:: INFORMATION PROVIDED ::

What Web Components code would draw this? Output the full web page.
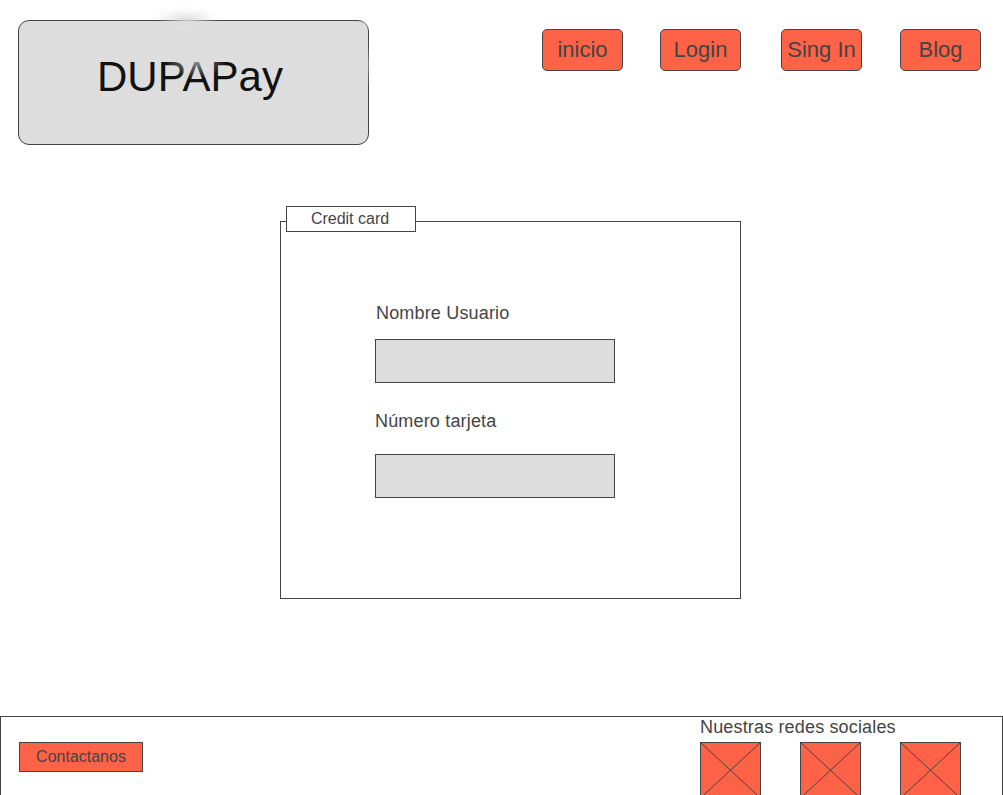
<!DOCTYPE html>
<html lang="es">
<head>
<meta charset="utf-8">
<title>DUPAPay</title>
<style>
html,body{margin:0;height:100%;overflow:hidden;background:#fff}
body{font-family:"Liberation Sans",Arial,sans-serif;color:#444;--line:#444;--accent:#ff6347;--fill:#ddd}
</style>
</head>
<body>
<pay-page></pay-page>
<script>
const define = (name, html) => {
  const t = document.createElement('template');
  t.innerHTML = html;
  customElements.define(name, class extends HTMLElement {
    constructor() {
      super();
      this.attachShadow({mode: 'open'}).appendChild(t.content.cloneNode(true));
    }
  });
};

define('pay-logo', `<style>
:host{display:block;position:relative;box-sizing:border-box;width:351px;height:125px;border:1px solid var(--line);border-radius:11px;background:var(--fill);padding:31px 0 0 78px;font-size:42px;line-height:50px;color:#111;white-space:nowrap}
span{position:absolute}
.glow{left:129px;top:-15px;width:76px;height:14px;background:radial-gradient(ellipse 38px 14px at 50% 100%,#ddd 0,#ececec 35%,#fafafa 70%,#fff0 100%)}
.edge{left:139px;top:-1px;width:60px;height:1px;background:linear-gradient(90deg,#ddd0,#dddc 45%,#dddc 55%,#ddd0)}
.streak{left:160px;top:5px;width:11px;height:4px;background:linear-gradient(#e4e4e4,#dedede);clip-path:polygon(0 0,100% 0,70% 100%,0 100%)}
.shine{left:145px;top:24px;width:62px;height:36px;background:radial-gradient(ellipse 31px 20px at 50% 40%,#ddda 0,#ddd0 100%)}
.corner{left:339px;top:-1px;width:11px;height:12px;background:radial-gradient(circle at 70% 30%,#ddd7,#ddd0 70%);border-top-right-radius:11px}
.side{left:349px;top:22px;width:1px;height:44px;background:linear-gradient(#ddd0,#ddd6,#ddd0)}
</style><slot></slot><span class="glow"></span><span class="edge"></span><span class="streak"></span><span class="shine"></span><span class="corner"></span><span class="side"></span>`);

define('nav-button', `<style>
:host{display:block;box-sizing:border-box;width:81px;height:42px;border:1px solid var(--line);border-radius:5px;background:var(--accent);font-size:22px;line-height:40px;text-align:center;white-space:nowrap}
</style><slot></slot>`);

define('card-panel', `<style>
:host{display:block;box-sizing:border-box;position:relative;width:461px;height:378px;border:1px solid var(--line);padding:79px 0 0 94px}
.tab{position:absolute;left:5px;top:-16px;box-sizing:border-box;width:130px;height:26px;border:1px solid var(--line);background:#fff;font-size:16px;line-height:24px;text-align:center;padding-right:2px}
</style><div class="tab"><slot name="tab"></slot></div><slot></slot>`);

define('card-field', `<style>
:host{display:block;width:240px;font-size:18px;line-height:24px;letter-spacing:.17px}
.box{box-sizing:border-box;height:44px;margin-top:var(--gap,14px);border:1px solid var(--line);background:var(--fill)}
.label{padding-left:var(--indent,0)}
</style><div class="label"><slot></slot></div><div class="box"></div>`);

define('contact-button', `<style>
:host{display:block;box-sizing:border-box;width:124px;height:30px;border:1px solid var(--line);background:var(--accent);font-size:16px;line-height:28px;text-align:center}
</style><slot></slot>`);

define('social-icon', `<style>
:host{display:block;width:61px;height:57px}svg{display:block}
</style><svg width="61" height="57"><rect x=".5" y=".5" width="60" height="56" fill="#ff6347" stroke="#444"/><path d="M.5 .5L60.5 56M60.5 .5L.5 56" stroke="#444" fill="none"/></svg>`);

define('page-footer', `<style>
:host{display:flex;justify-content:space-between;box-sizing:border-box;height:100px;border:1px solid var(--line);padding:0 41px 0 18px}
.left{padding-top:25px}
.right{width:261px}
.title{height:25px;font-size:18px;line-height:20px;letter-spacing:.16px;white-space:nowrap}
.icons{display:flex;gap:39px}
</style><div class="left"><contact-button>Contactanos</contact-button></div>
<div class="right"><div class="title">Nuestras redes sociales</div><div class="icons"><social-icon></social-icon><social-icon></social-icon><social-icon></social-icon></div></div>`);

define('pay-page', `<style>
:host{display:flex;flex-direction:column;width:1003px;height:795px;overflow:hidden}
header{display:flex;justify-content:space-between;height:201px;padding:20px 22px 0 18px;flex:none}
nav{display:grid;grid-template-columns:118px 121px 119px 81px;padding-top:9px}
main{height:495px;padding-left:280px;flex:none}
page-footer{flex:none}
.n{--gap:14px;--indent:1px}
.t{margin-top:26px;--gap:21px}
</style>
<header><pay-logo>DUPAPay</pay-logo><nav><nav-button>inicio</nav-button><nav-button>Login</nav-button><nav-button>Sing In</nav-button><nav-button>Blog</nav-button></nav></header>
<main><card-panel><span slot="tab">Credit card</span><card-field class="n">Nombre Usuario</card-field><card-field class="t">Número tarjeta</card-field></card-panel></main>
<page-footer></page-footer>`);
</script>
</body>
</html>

:::

# [TASK BRIEF]
Write out each line again precisely as it appears, skipping every picture.

# [RESULT]
What Web Components code would draw this? Output the full web page.
<!DOCTYPE html>
<html lang="es">
<head>
<meta charset="utf-8">
<title>DUPAPay</title>
<style>
html,body{margin:0;height:100%;overflow:hidden;background:#fff}
body{font-family:"Liberation Sans",Arial,sans-serif;color:#444;--line:#444;--accent:#ff6347;--fill:#ddd}
</style>
</head>
<body>
<pay-page></pay-page>
<script>
const define = (name, html) => {
  const t = document.createElement('template');
  t.innerHTML = html;
  customElements.define(name, class extends HTMLElement {
    constructor() {
      super();
      this.attachShadow({mode: 'open'}).appendChild(t.content.cloneNode(true));
    }
  });
};

define('pay-logo', `<style>
:host{display:block;position:relative;box-sizing:border-box;width:351px;height:125px;border:1px solid var(--line);border-radius:11px;background:var(--fill);padding:31px 0 0 78px;font-size:42px;line-height:50px;color:#111;white-space:nowrap}
span{position:absolute}
.glow{left:129px;top:-15px;width:76px;height:14px;background:radial-gradient(ellipse 38px 14px at 50% 100%,#ddd 0,#ececec 35%,#fafafa 70%,#fff0 100%)}
.edge{left:139px;top:-1px;width:60px;height:1px;background:linear-gradient(90deg,#ddd0,#dddc 45%,#dddc 55%,#ddd0)}
.streak{left:160px;top:5px;width:11px;height:4px;background:linear-gradient(#e4e4e4,#dedede);clip-path:polygon(0 0,100% 0,70% 100%,0 100%)}
.shine{left:145px;top:24px;width:62px;height:36px;background:radial-gradient(ellipse 31px 20px at 50% 40%,#ddda 0,#ddd0 100%)}
.corner{left:339px;top:-1px;width:11px;height:12px;background:radial-gradient(circle at 70% 30%,#ddd7,#ddd0 70%);border-top-right-radius:11px}
.side{left:349px;top:22px;width:1px;height:44px;background:linear-gradient(#ddd0,#ddd6,#ddd0)}
</style><slot></slot><span class="glow"></span><span class="edge"></span><span class="streak"></span><span class="shine"></span><span class="corner"></span><span class="side"></span>`);

define('nav-button', `<style>
:host{display:block;box-sizing:border-box;width:81px;height:42px;border:1px solid var(--line);border-radius:5px;background:var(--accent);font-size:22px;line-height:40px;text-align:center;white-space:nowrap}
</style><slot></slot>`);

define('card-panel', `<style>
:host{display:block;box-sizing:border-box;position:relative;width:461px;height:378px;border:1px solid var(--line);padding:79px 0 0 94px}
.tab{position:absolute;left:5px;top:-16px;box-sizing:border-box;width:130px;height:26px;border:1px solid var(--line);background:#fff;font-size:16px;line-height:24px;text-align:center;padding-right:2px}
</style><div class="tab"><slot name="tab"></slot></div><slot></slot>`);

define('card-field', `<style>
:host{display:block;width:240px;font-size:18px;line-height:24px;letter-spacing:.17px}
.box{box-sizing:border-box;height:44px;margin-top:var(--gap,14px);border:1px solid var(--line);background:var(--fill)}
.label{padding-left:var(--indent,0)}
</style><div class="label"><slot></slot></div><div class="box"></div>`);

define('contact-button', `<style>
:host{display:block;box-sizing:border-box;width:124px;height:30px;border:1px solid var(--line);background:var(--accent);font-size:16px;line-height:28px;text-align:center}
</style><slot></slot>`);

define('social-icon', `<style>
:host{display:block;width:61px;height:57px}svg{display:block}
</style><svg width="61" height="57"><rect x=".5" y=".5" width="60" height="56" fill="#ff6347" stroke="#444"/><path d="M.5 .5L60.5 56M60.5 .5L.5 56" stroke="#444" fill="none"/></svg>`);

define('page-footer', `<style>
:host{display:flex;justify-content:space-between;box-sizing:border-box;height:100px;border:1px solid var(--line);padding:0 41px 0 18px}
.left{padding-top:25px}
.right{width:261px}
.title{height:25px;font-size:18px;line-height:20px;letter-spacing:.16px;white-space:nowrap}
.icons{display:flex;gap:39px}
</style><div class="left"><contact-button>Contactanos</contact-button></div>
<div class="right"><div class="title">Nuestras redes sociales</div><div class="icons"><social-icon></social-icon><social-icon></social-icon><social-icon></social-icon></div></div>`);

define('pay-page', `<style>
:host{display:flex;flex-direction:column;width:1003px;height:795px;overflow:hidden}
header{display:flex;justify-content:space-between;height:201px;padding:20px 22px 0 18px;flex:none}
nav{display:grid;grid-template-columns:118px 121px 119px 81px;padding-top:9px}
main{height:495px;padding-left:280px;flex:none}
page-footer{flex:none}
.n{--gap:14px;--indent:1px}
.t{margin-top:26px;--gap:21px}
</style>
<header><pay-logo>DUPAPay</pay-logo><nav><nav-button>inicio</nav-button><nav-button>Login</nav-button><nav-button>Sing In</nav-button><nav-button>Blog</nav-button></nav></header>
<main><card-panel><span slot="tab">Credit card</span><card-field class="n">Nombre Usuario</card-field><card-field class="t">Número tarjeta</card-field></card-panel></main>
<page-footer></page-footer>`);
</script>
</body>
</html>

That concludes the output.